I asked what values do people hold in the inner city that are so different than in the greater Minnesota. Johnson and I had an email exchange, which I've edited for space but tried to leave his argument intact:
To suggest there aren’t differences in what is generally valued in Greater MN vs. Minneapolis and St. Paul is ridiculous. The issue of abortion is an easy one. The issue of whether we enforce immigration laws is another. The issue of whether we put the freedom of individuals to live their lives over the power of government to control them is another. Just look at the voting trends – values are clearly quite different for a majority of people in (greater Minnesota) compared to a majority of people in the inner city.
I pointed out that these are public policy preferences, not "values," which are more like freedom, justice, love etc. and which the vast majority of Americans of both parties and no party hold dear. I asked him if he agrees. His response: "Of course they do, but public policy preferences are based on values, as well."
So he agrees they have the same values? "Some are the same and some are different." He then returned to the original assertion: "In general, though, you're going to find more 'conservative' values in Brainerd than in Minneapolis."
Star Tribune biz columnist Lee Schafer had his own response:
Of my friends in St. Paul….All but one still married to their original spouse. All of them with kids that have graduated high school and (so far) almost all college. All of them have maintained supportive relationships with kids (including) who have revealed themselves to be gay or, in one case, trans. All of them with longtime church membership, with one exception. All of them are philanthropic and volunteer. All of them own at least one car and a primary residence. All of them are working, although I'm fast approaching the point when friends will start retiring. All of them maintain healthy relationships with extended families. All of them vote and are engaged in the political process.

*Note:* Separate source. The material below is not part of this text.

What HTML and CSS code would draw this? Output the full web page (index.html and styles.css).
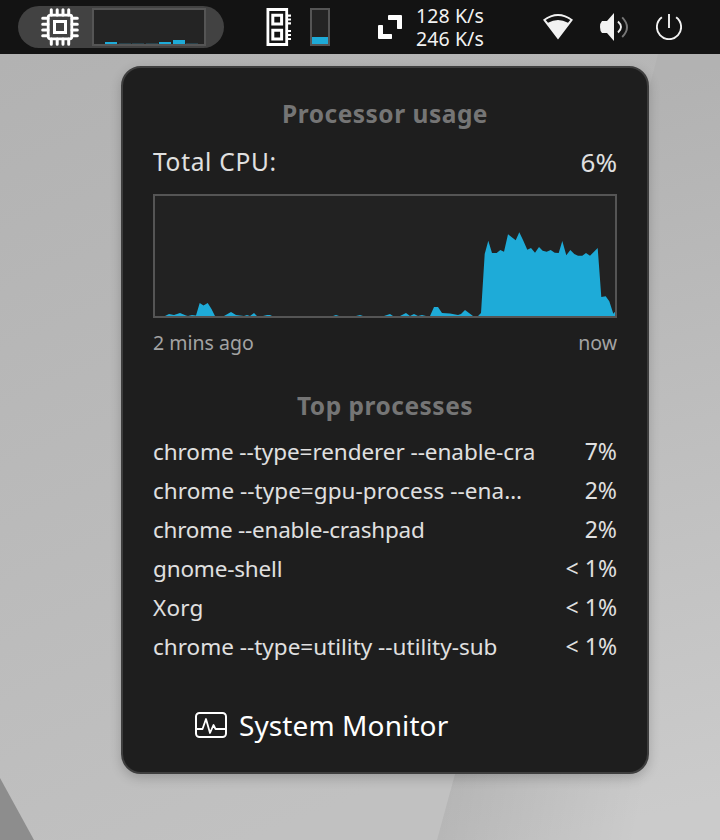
FILE: index.html
```html
<!DOCTYPE html>
<html lang="en">
<head>
<meta charset="utf-8">
<title>Processor usage</title>
<link rel="stylesheet" href="styles.css">
</head>
<body>
<svg class="wallpaper" viewBox="0 0 720 840" aria-hidden="true">
  <defs>
    <linearGradient id="base" x1="0" y1="0" x2="0.35" y2="1"><stop offset="0" stop-color="#b1b1b1"/><stop offset="1" stop-color="#c1c1c1"/></linearGradient>
    <linearGradient id="fold" gradientUnits="userSpaceOnUse" x1="560" y1="100" x2="720" y2="800"><stop offset="0" stop-color="#b2b2b2"/><stop offset="1" stop-color="#cbcbcb"/></linearGradient>
    <linearGradient id="shade" gradientUnits="userSpaceOnUse" x1="440" y1="780" x2="640" y2="820"><stop offset="0" stop-color="#000" stop-opacity=".1"/><stop offset="1" stop-color="#000" stop-opacity="0"/></linearGradient>
  </defs>
  <path fill="url(#base)" d="M0 0h720v840H0z"/>
  <path fill="url(#fold)" d="M658 54 652 77Q560 420 455 774L437 840H720V54z"/>
  <path fill="url(#shade)" d="M455 774 437 840H720V774z"/>
  <path fill="#8d8d8d" d="M0 778 34 840H0z"/>
</svg>
<header class="topbar">
  <div class="cpu-pill">
    <svg class="cpu-icon" viewBox="0 0 38 38"><g fill="none" stroke="#fff" stroke-linecap="round"><rect x="7.2" y="7.2" width="23.6" height="23.6" rx="2" stroke-width="2.8"/><path stroke-width="3" d="M10.300 1.700V7M16.200 1.700V7M22 1.700V7M27.700 1.700V7M10.300 31v5.300M16.200 31v5.300M22 31v5.300M27.700 31v5.300M1.700 10.300H7M1.700 16.200H7M1.700 22H7M1.700 27.700H7M31 10.300h5.300M31 16.200h5.300M31 22h5.300M31 27.700h5.300"/></g><rect x="13.500" y="13.500" width="11" height="11" fill="none" stroke="#fff" stroke-width="3"/></svg>
    <div class="cpu-history"><i class="b2"></i><i class="b1"></i><i class="b1"></i><i class="b1"></i><i class="b2"></i><i class="b4"></i><i class="b1"></i></div>
  </div>
  <svg class="mem-icon" viewBox="0 0 26 38"><path fill="none" stroke="#fff" stroke-width="2.800" d="M1.900 1.500H20.700V36.500H1.900z"/><path fill="none" stroke="#fff" stroke-width="3" d="M6.800 7.200h8.800v8.800H6.800zM6.800 22.200h8.800v8.800H6.800z"/><path stroke="#fff" stroke-width="2.200" d="M21 7.700h4M21 11.500h4M21 15.300h4M21 23h4M21 27h4M21 31h4"/></svg>
  <div class="mem-meter"><i></i></div>
  <svg class="net-icon" viewBox="0 0 24 24"><path fill="#fff" d="M10.700 0H23a1 1 0 0 1 1 1v12.300a.7.7 0 0 1-.7.7h-3.600a.7.7 0 0 1-.7-.7V5h-8.300a.7.7 0 0 1-.7-.7V.700zM.7 10h3.600a.7.7 0 0 1 .7.700V19h8.300a.7.700 0 0 1 .7.700v3.600a.7.700 0 0 1-.7.700H1a1 1 0 0 1-1-1V10.700z"/></svg>
  <div class="speeds"><span>128 K/s</span><span>246 K/s</span></div>
  <svg class="wifi" viewBox="0 0 30 26"><path fill="#f2f2f2" fill-rule="evenodd" d="M0 5.700Q15-5.500 30 5.700L15 25.600zM2.700 6 5 8.700Q15 3.200 25 8.700L27.300 6Q15-2 2.700 6z"/></svg>
  <svg class="volume" viewBox="0 0 30 28"><path fill="#f2f2f2" d="M2 8h5l7-8v28l-7-8H2Q0 18 0 14t2-6z"/><path fill="none" stroke="#eee" stroke-width="1.900" d="M18 8.500q6 5.500 0 11"/><path fill="none" stroke="#777" stroke-width="1.900" d="M22.200 4.300q9.600 10 0 19.700"/></svg>
  <svg class="power" viewBox="0 0 26 26"><path fill="none" stroke="#f2f2f2" stroke-width="1.900" d="M5.900 3.300a12.100 12.100 0 1 0 14.200 0M13 0v14"/></svg>
</header>
<main class="popup">
  <h2>Processor usage</h2>
  <div class="total"><span class="label">Total CPU:</span><span class="value">6%</span></div>
  <div class="chart"><svg viewBox="155 196 460 120" preserveAspectRatio="none"><path fill="#1eabd8" d="M155 316H165L169 314 174 315 180 313 186 315.500 188 316 192 315 196 315.500 199.700 303 203.500 305.500 207.700 303 211.500 309 215 316H224L231 312 236 315 244 316 247 315 250 316 254 313 257 316 263 316 267 315H270L272 316H333L336 315 339 316H356L360 315 363 316H384L390 314 393 316H400L406 313 410 316 414 314 418 316 422 315 426 316H430L434 307H438L442 313 450 313.500 458 315 461 314 465 310 469 313 473 316H478L481 313 484.700 254 488.300 240.700 492 253H496.700L500.300 250 504 251.700 508 234.300 515.700 240.300 519.300 232.300 523 240 527.300 249.700 531 248 535 252.700 539 247 542.700 250.700 546.700 251.700 550.700 250 554.700 252.700 558.700 253 562.300 241 566.300 255.300 570.300 250 574.300 254 578 255.700H582.300L586 253 590 255.700 597.700 248 601.300 297 605.700 296.300 609.300 301.300 613.300 313.700 615 311.700V316z"/></svg></div>
  <div class="axis"><span>2 mins ago</span><span>now</span></div>
  <h2 class="top">Top processes</h2>
  <ul class="procs">
    <li><span class="p1">chrome --type=renderer --enable-cra</span><b>7%</b></li>
    <li><span class="p2">chrome --type=gpu-process --ena…</span><b>2%</b></li>
    <li><span class="p3">chrome --enable-crashpad</span><b>2%</b></li>
    <li><span class="p4">gnome-shell</span><b>&lt; 1%</b></li>
    <li><span class="p5">Xorg</span><b>&lt; 1%</b></li>
    <li><span class="p6">chrome --type=utility --utility-sub</span><b>&lt; 1%</b></li>
  </ul>
  <div class="monitor">
    <svg viewBox="0 0 32 26"><g fill="none" stroke="#fff"><rect x="1" y="1" width="30" height="24" rx="3.500" stroke-width="2"/><path stroke-width="1.800" stroke-linejoin="round" d="M1 17H7.500L11 7l4 14 3.500-8 2 4H31"/></g></svg>
    <span>System Monitor</span>
  </div>
</main>
</body>
</html>
```
FILE: styles.css
```css
* { box-sizing: border-box; }
body { margin: 0; width: 720px; height: 840px; overflow: hidden; position: relative; font-family: "Noto Sans", sans-serif; color: #e0e0e0; }
svg { display: block; flex: none; }
.wallpaper { position: absolute; inset: 0; z-index: -1; width: 720px; height: 840px; }
.topbar { height: 54px; background: #131313; display: flex; align-items: center; padding-left: 18px; }
.cpu-pill { width: 206px; height: 42px; border-radius: 21px; background: #424242; display: flex; align-items: center; padding-left: 23px; }
.cpu-icon { width: 38px; height: 38px; }
.cpu-history { width: 114px; height: 38px; margin-left: 13px; border: 2px solid #555; background: #242424; display: flex; align-items: flex-end; gap: 1.5px; padding-left: 11px; }
.cpu-history i { width: 12px; background: #1eabd8; }
.cpu-history .b1 { height: 1px; background: #29414a; }
.cpu-history .b2 { height: 2px; }
.cpu-history .b4 { height: 4px; }
.mem-icon { width: 26px; height: 38px; margin-left: 42px; }
.mem-meter { width: 20px; height: 38px; margin-left: 18px; border: 2px solid #555; background: #242424; display: flex; align-items: flex-end; }
.mem-meter i { width: 100%; height: 7px; background: #1eabd8; }
.net-icon { width: 24px; height: 24px; margin-left: 48px; }
.speeds { width: 90px; margin-left: 14px; display: flex; flex-direction: column; font-size: 19.500px; line-height: 23px; color: #f2f2f2; letter-spacing: .1px; white-space: nowrap; }
.wifi { width: 30px; height: 26px; margin-left: 37px; }
.volume { width: 30px; height: 28px; margin-left: 27px; }
.power { width: 26px; height: 26px; margin-left: 26px; }
.popup { width: 528px; height: 708px; margin: 12px 0 0 121px; padding: 28px 30px 0; background: #1e1e1e; border: 2px solid #3e3e3e; border-radius: 20px; box-shadow: 0 4px 12px rgba(0,0,0,.2); }
h2 { margin: 0; height: 36px; font-size: 24.500px; line-height: 36px; text-align: center; color: #757575; letter-spacing: .5px; }
.total { margin-top: 12px; display: flex; justify-content: space-between; font-size: 24.500px; line-height: 36px; }
.total .label { letter-spacing: .7px; }
.total .value { font-size: 26px; }
.chart { margin-top: 14px; height: 124px; border: 2px solid #555; background: #222; }
.chart svg { width: 100%; height: 100%; }
.axis { margin-top: 10px; display: flex; justify-content: space-between; font-size: 19.500px; line-height: 30px; color: #a3a3a3; }
h2.top { margin-top: 30px; }
.procs { list-style: none; margin: 8px 0 0; padding: 0; }
.procs li { height: 39px; display: flex; justify-content: space-between; font-size: 22.500px; line-height: 39px; white-space: nowrap; }
.procs b { font-weight: 400; font-size: 23px; }
.procs .p1 { letter-spacing: -.06px; }
.procs .p2 { letter-spacing: .04px; }
.procs .p3 { letter-spacing: -.24px; }
.procs .p4 { letter-spacing: -.18px; }
.procs .p5 { letter-spacing: .2px; }
.monitor { display: flex; align-items: center; gap: 12px; margin: 39px 0 0 42px; font-size: 28px; line-height: 40px; color: #fff; letter-spacing: .1px; white-space: nowrap; }
.monitor svg { width: 32px; height: 26px; }
```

So which of these data points -- which you could say are reflections of values -- would be considered alien in greater Minnesota? Maybe Schafer and his friends are just really boring outliers and everyone else in the Twin Cities is using their welfare checks for drug-fueled orgies. That must be it.
Why am I harping on this? Think of it this way: Can you be friends with someone with whom you share political differences? Of course. Can you be friends with someone with whom you share different values? Much, much more difficult. To say a group of people have different values is often imprecise, with divisive ramifications. And as everyone knows, I just want everyone to be friends.